The Victorian Italiante-style home was built by the C.C. Thompson family.

By Rebecca Sloan

The Victorian Italiante-style home was built by the C.C. Thompson family.

EAST LIVERPOOL — Back when East Liverpool was known as “America’s Crockery City,” many local families earned big bucks in the pottery business.

One of these was the C. C. Thompson family, owners of C. C. Thompson Pottery, which was in operation from about 1868 until 1938.

Although both the company and the original family are long gone, the lavish mansion they lived in remains and provides modern folks with a glimpse into wealthy living 1800s-style.

“The home was built in 1876 with a spacious porch so the family could sit outside and watch The Delta Queen paddleboat when it moved along the Ohio River,” said Joan Witt, vice president of the East Liverpool Historical Society.

Although the Ohio River can no longer be seen from the mansion’s front porch — a highway now blocks the view — the views inside the mansion are quite spectacular.

This Victorian Italiante-style home features 15-foot ceilings, pocket doors, seven fireplaces and a continuous spiral staircase that climbs up a dizzying three floors before ending at a lookout tower.

“The tower really didn’t have a purpose,” Witt said with a smile. “It was more of a status symbol, a way to say ‘My house is taller than your house.’”

Perhaps the C. C. Thompson family was also proud that their home was the first in East Liverpool to have indoor plumbing.
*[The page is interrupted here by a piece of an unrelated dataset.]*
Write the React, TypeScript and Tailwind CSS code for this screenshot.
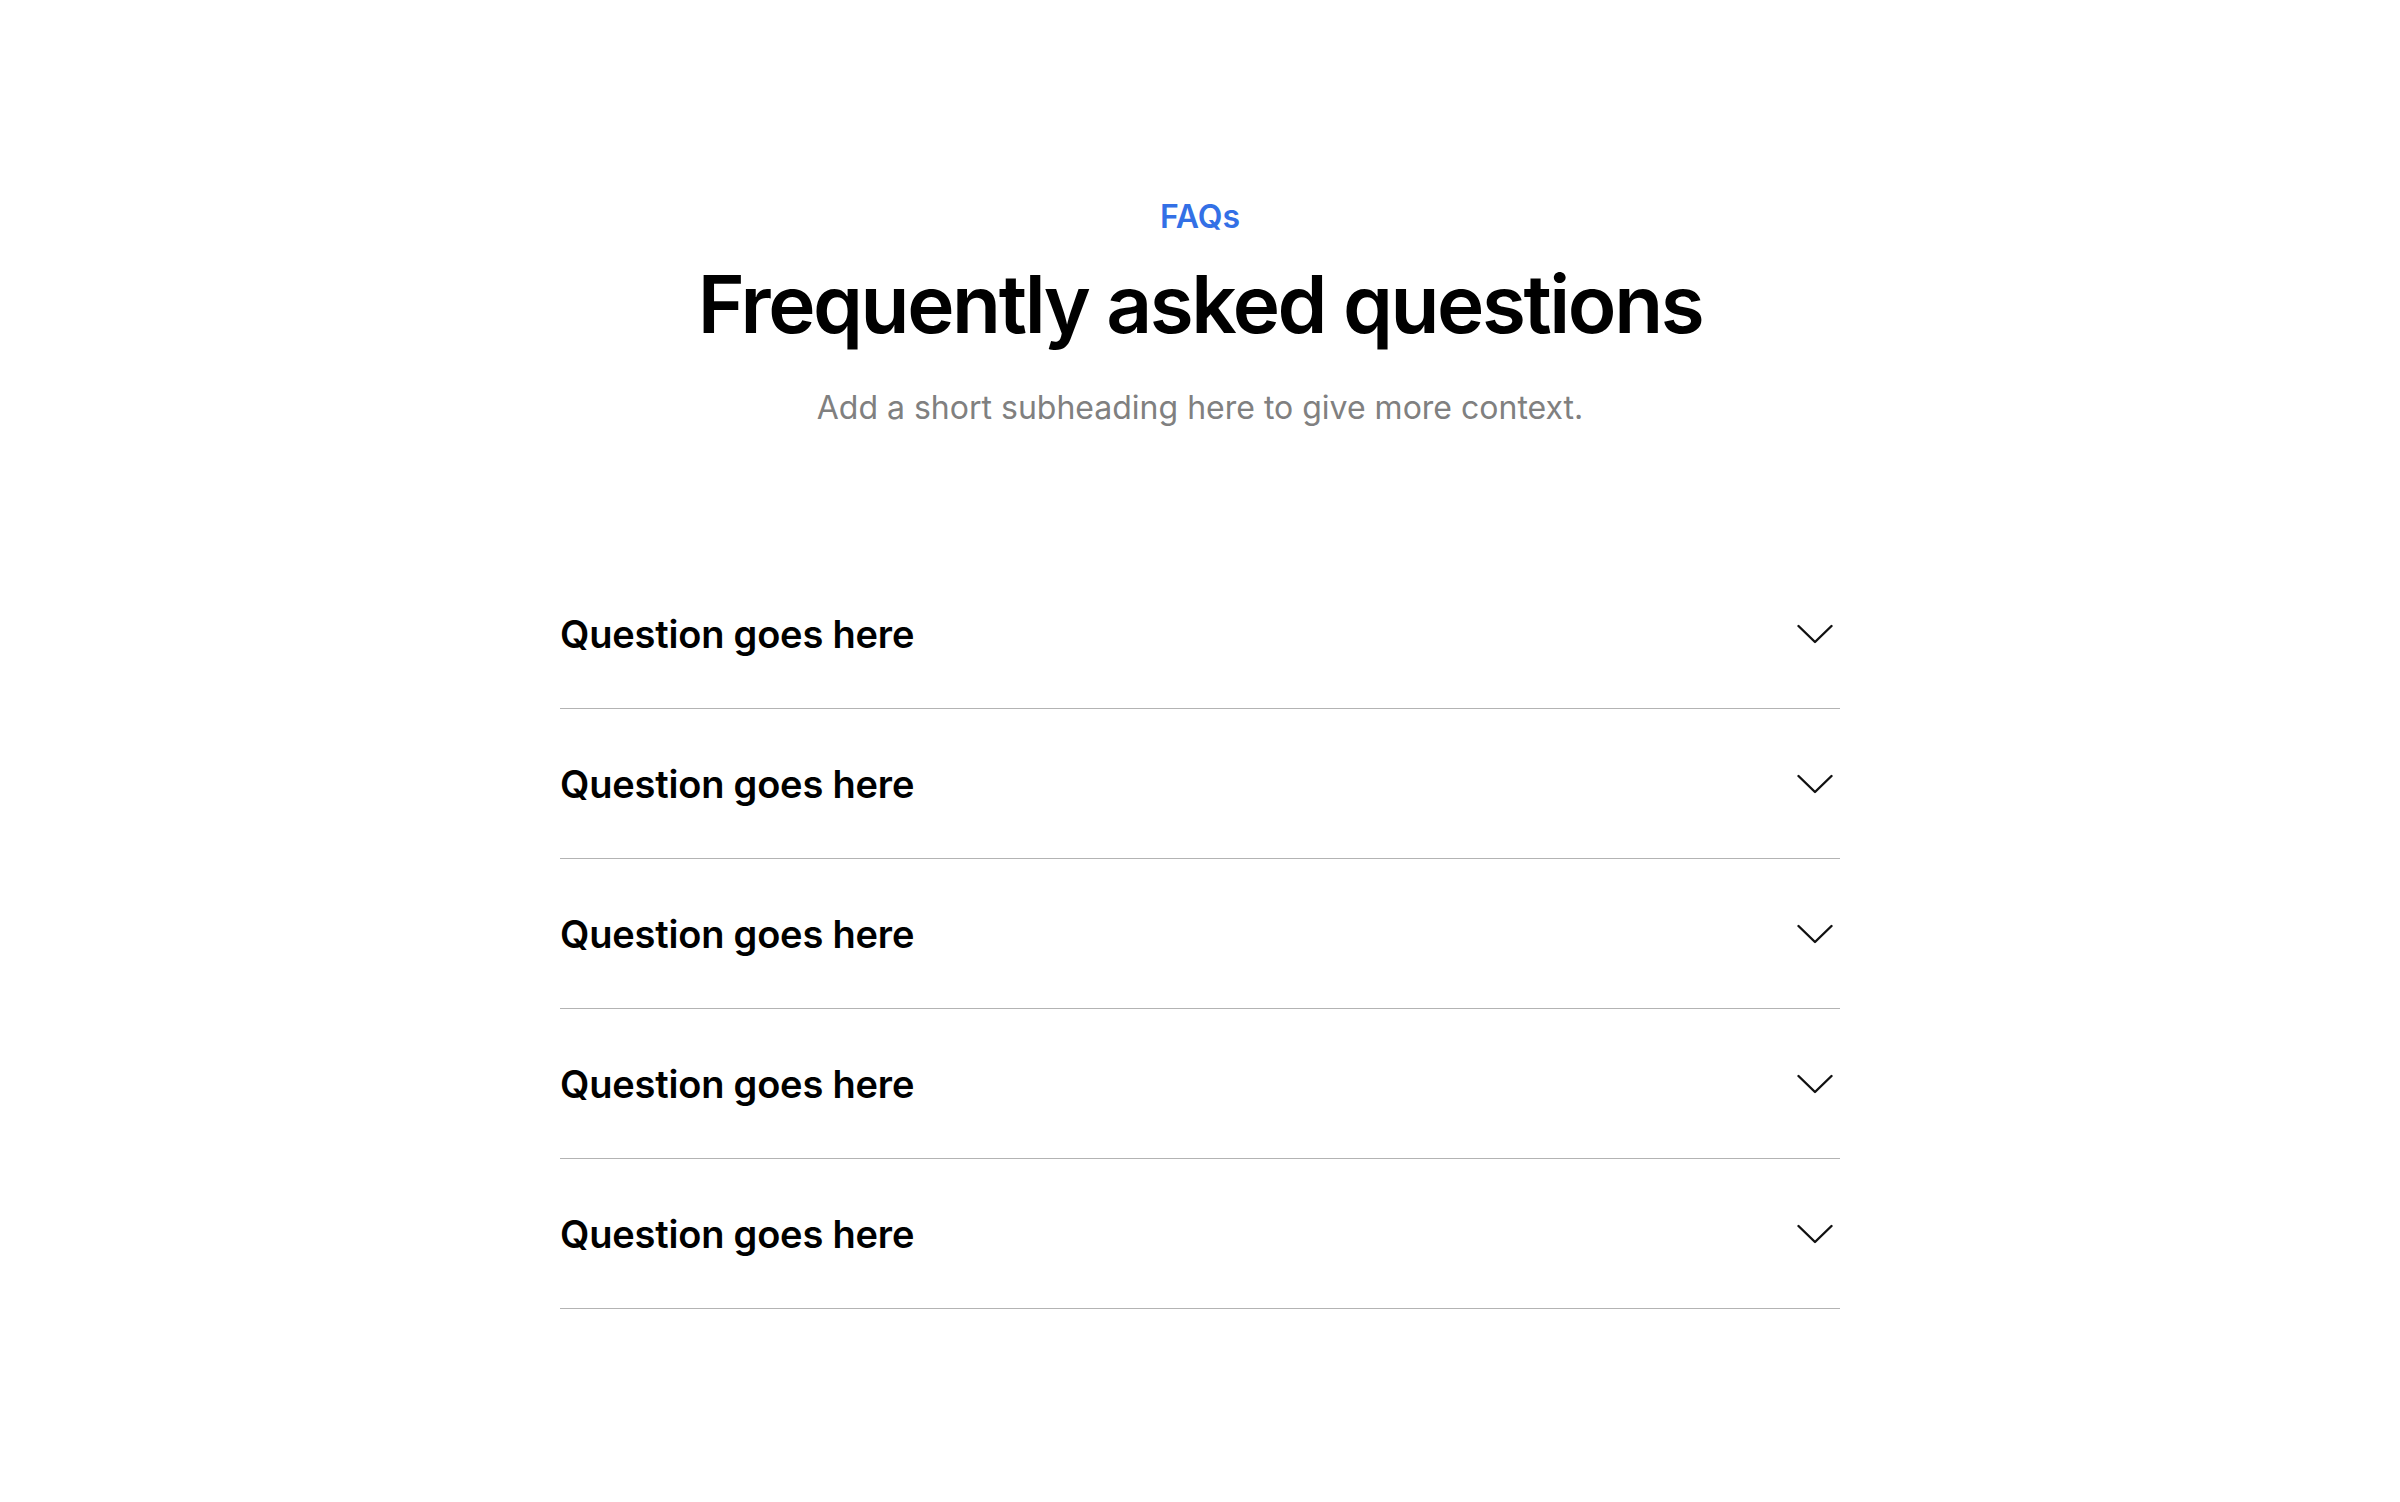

“The bathroom seems modest by today’s standards, but it was state-of-the-art back then,” Witt said.

C. C. Thompson and his wife had five children, two of whom died young.

Many of the furnishings and curiosities seen inside the home today once belonged to the Thompson family.

“Thompson descendants lived in this house until 1978, so we have many original pieces that belonged to the family,” Witt said, pointing to an antique photograph of one of the Thompson boys who grew up in the house.

Whether decorated with original pieces or not, each room in the mansion is a breathtaking delight.

Crystal chandeliers sparkle and stained glass windows cast sunny rainbow patterns across oriental carpets.

A Victorian kitchen features an icebox, a monstrous old stove, a pie safe and numerous curiosities used to cook before the advent of electric mixers or microwaves.

The C. C. Thompson Mansion is listed on the National Register of Historic Places and is located in downtown East Liverpool at 305 Walnut St., just a few blocks from the Museum of Ceramics.

The mansion is open by appointment only.

For a tour call (330) 386-5964.

Witt said the mansion will be decorated for the Christmas season.